2. Σ p(x) = 1 (The sum of probabilities for all possible outcomes must be 1).
Example (Two Coin Toss): For X = number of heads, the p.m.f. is:
- p(0) = P(X=0) = P(TT) = 1/4
- p(1) = P(X=1) = P(HT or TH) = 2/4 = 1/2
- p(2) = P(X=2) = P(HH) = 1/4
- Check: (1/4) + (1/2) + (1/4) = 1.

Probability Density Function (p.d.f.)

Used for: Continuous Random Variables.
Definition: A function f(x) where the area under the curve between two points (a, b) gives the probability that X falls within that interval.

P(a ≤ X ≤ b) = ∫_a^b f(x) dx

Properties:
1. f(x) ≥ 0 for all x (The density curve cannot dip below the x-axis).
2. ∫_-∞^+∞ f(x) dx = 1 (The total area under the entire curve must be 1).

Common Mistake: For a continuous random variable, the probability of any single, exact value is zero.
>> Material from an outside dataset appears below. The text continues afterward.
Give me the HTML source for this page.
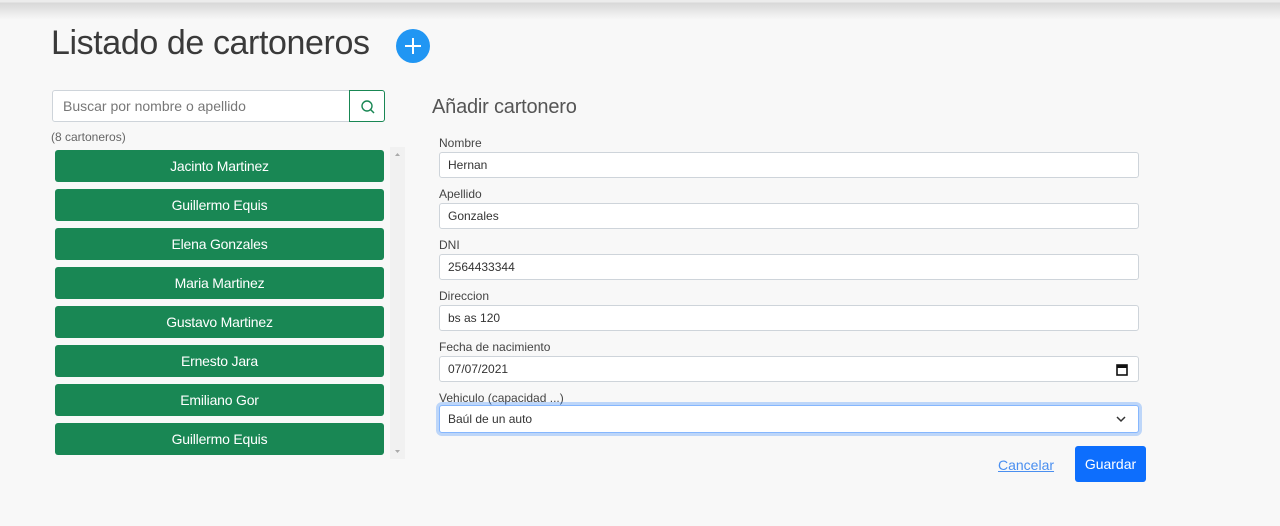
<!DOCTYPE html>
<html><head><meta charset="utf-8">
<style>
*{box-sizing:border-box;margin:0;padding:0}
html,body{width:1280px;height:526px;overflow:hidden;background:#f8f8f8;font-family:"Liberation Sans",sans-serif;color:#212529}
.top{position:absolute;left:0;top:0;width:1280px;height:20px;background:linear-gradient(#ececec 0,#ececec 2px,#d8d8d8 3px,#f8f8f8 20px)}
.a{position:absolute}
h1{position:absolute;left:51px;top:24px;font-size:34px;font-weight:normal;color:#3a3a3a;letter-spacing:-0.4px}
.plus{position:absolute;left:396px;top:29px;width:34px;height:34px;border-radius:50%;background:#2196f3}
.plus:before{content:"";position:absolute;left:9px;top:16px;width:16px;height:2px;background:#fff}
.plus:after{content:"";position:absolute;left:16px;top:9px;width:2px;height:16px;background:#fff}
.search{left:52px;top:90px;width:298px;height:32px;background:#fff;border:1px solid #ced4da;border-radius:3px 0 0 3px;font-size:14px;color:#777;padding:7px 10px}
.sbtn{left:349px;top:90px;width:36px;height:32px;border:1px solid #198754;border-radius:0 3px 3px 0;background:#fff}
.count{left:51px;top:130px;font-size:12px;color:#666}
.btn{position:absolute;left:55px;width:329px;height:32px;background:#198754;color:#fff;border-radius:3px;font-size:14px;text-align:center;line-height:32px;letter-spacing:-0.2px}
.sb{left:390px;top:147px;width:15px;height:312px;background:#f1f1f1}
h2{position:absolute;left:432px;top:96px;font-size:20px;font-weight:normal;color:#555;letter-spacing:-0.2px}
.lbl{position:absolute;left:439px;font-size:12px;color:#444}
.in{position:absolute;left:439px;width:700px;height:26px;background:#fff;border:1px solid #ced4da;border-radius:3px;font-size:12px;padding:5px 8px;color:#333}
.sel{border:1px solid #86b7fe;box-shadow:0 0 0 3px rgba(13,110,253,.25);height:28px;padding:6px 8px}
.can{left:998px;top:457px;font-size:14px;color:#4a8ff0;text-decoration:underline}
.gu{left:1075px;top:446px;width:71px;height:36px;background:#0d6efd;border-radius:3px;color:#fff;font-size:14px;text-align:center;line-height:36px}
</style></head><body>
<div class="top"></div>
<h1>Listado de cartoneros</h1>
<div class="plus"></div>
<div class="a search">Buscar por nombre o apellido</div>
<div class="a sbtn"><svg width="36" height="32" viewBox="0 0 36 32"><circle cx="17" cy="15" r="5" fill="none" stroke="#198754" stroke-width="1.4"/><path d="M20.5 18.5L24 22" stroke="#198754" stroke-width="1.5"/></svg></div>
<div class="a count">(8 cartoneros)</div>
<div class="btn" style="top:150px">Jacinto Martinez</div>
<div class="btn" style="top:189px">Guillermo Equis</div>
<div class="btn" style="top:228px">Elena Gonzales</div>
<div class="btn" style="top:267px">Maria Martinez</div>
<div class="btn" style="top:306px">Gustavo Martinez</div>
<div class="btn" style="top:345px">Ernesto Jara</div>
<div class="btn" style="top:384px">Emiliano Gor</div>
<div class="btn" style="top:423px">Guillermo Equis</div>
<div class="a sb"><svg width="15" height="312"><path d="M5 9L7.5 6L10 9Z" fill="#aaa"/><path d="M5 303L7.5 306L10 303Z" fill="#aaa"/></svg></div>
<h2>Añadir cartonero</h2>
<div class="lbl" style="top:136px">Nombre</div>
<div class="in" style="top:152px">Hernan</div>
<div class="lbl" style="top:187px">Apellido</div>
<div class="in" style="top:203px">Gonzales</div>
<div class="lbl" style="top:238px">DNI</div>
<div class="in" style="top:254px">2564433344</div>
<div class="lbl" style="top:289px">Direccion</div>
<div class="in" style="top:305px">bs as 120</div>
<div class="lbl" style="top:340px">Fecha de nacimiento</div>
<div class="in" style="top:356px">07/07/2021<svg style="position:absolute;right:10px;top:6px" width="12" height="13"><rect x="1" y="2" width="10" height="10" fill="none" stroke="#111" stroke-width="1.6"/><rect x="1" y="2" width="10" height="3" fill="#111"/></svg></div>
<div class="lbl" style="top:391px">Vehiculo (capacidad ...)</div>
<div class="in sel" style="top:405px">Baúl de un auto<svg style="position:absolute;right:12px;top:10px" width="10" height="7"><path d="M1 1L5 5L9 1" fill="none" stroke="#333" stroke-width="1.5"/></svg></div>
<div class="a can">Cancelar</div>
<div class="a gu">Guardar</div>
</body></html>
P(X = a) = ∫_a^a f(x) dx = 0.

This is because there is no "area" under a single point. Probabilities are only defined over intervals. This also means P(a ≤ X ≤ b) is the same as P(a < X < b).

Cumulative Distribution Function (c.d.f.)

Used for: Both Discrete and Continuous Random Variables.
Definition: A function F(x) that gives the probability that the random variable X is less than or equal to a specific value x.

F(x) = P(X ≤ x)

For Discrete X: F(x) = Σ_t≤x p(t)
- The C.D.F. is a "step function" that jumps up at each possible value of X.
For Continuous X: F(x) = ∫_-∞^x f(t) dt
- The C.D.F. is a continuous, non-decreasing function.
- Relationship to p.d.f.: You can get the p.d.f. by differentiating the c.d.f.: f(x) = d/dx F(x).
Universal Properties of C.D.F.:
1. 0 ≤ F(x) ≤ 1 (It is a probability).
2. F(x) is non-decreasing (i.e., if a < b, then F(a) ≤ F(b)).
3. lim_x→-∞ F(x) = 0 (Probability of X ≤ -∞ is 0).
4. lim_x→+∞ F(x) = 1 (Probability of X ≤ +∞ is 1).

1.3 Univariate Transformations

Often, we are interested in a function of a random variable. If we know the distribution of X, can we find the distribution of Y = g(X)?

Discrete Case

This is straightforward. The p.m.f. of Y is found by summing the probabilities of all x values that map to a given y value.

p_Y(y) = P(Y=y) = P(g(X) = y) = Σ_{{x | g(x)=y}} p_X(x)

Example: Let X have p.m.f. p(-1)=0.1, p(0)=0.3, p(1)=0.4, p(2)=0.2.
Find the p.m.f. of Y = X².

Y can take values X² = {(-1)², 0², 1², 2²} = {1, 0, 4}.

p_Y(0) = P(Y=0) = P(X²=0) = P(X=0) = 0.3

p_Y(1) = P(Y=1) = P(X²=1) = P(X=-1 or X=1) = p_X(-1) + p_X(1) = 0.1 + 0.4 = 0.5

p_Y(4) = P(Y=4) = P(X²=4) = P(X=2) = 0.2

The p.m.f. for Y is: p_Y(0)=0.3, p_Y(1)=0.5, p_Y(4)=0.2. (Check: 0.3+0.5+0.2 = 1).

Continuous Case (Change of Variable Technique)

This is more complex and requires calculus. If Y = g(X) is a monotonic (strictly increasing or decreasing) function, we can find the p.d.f. of Y.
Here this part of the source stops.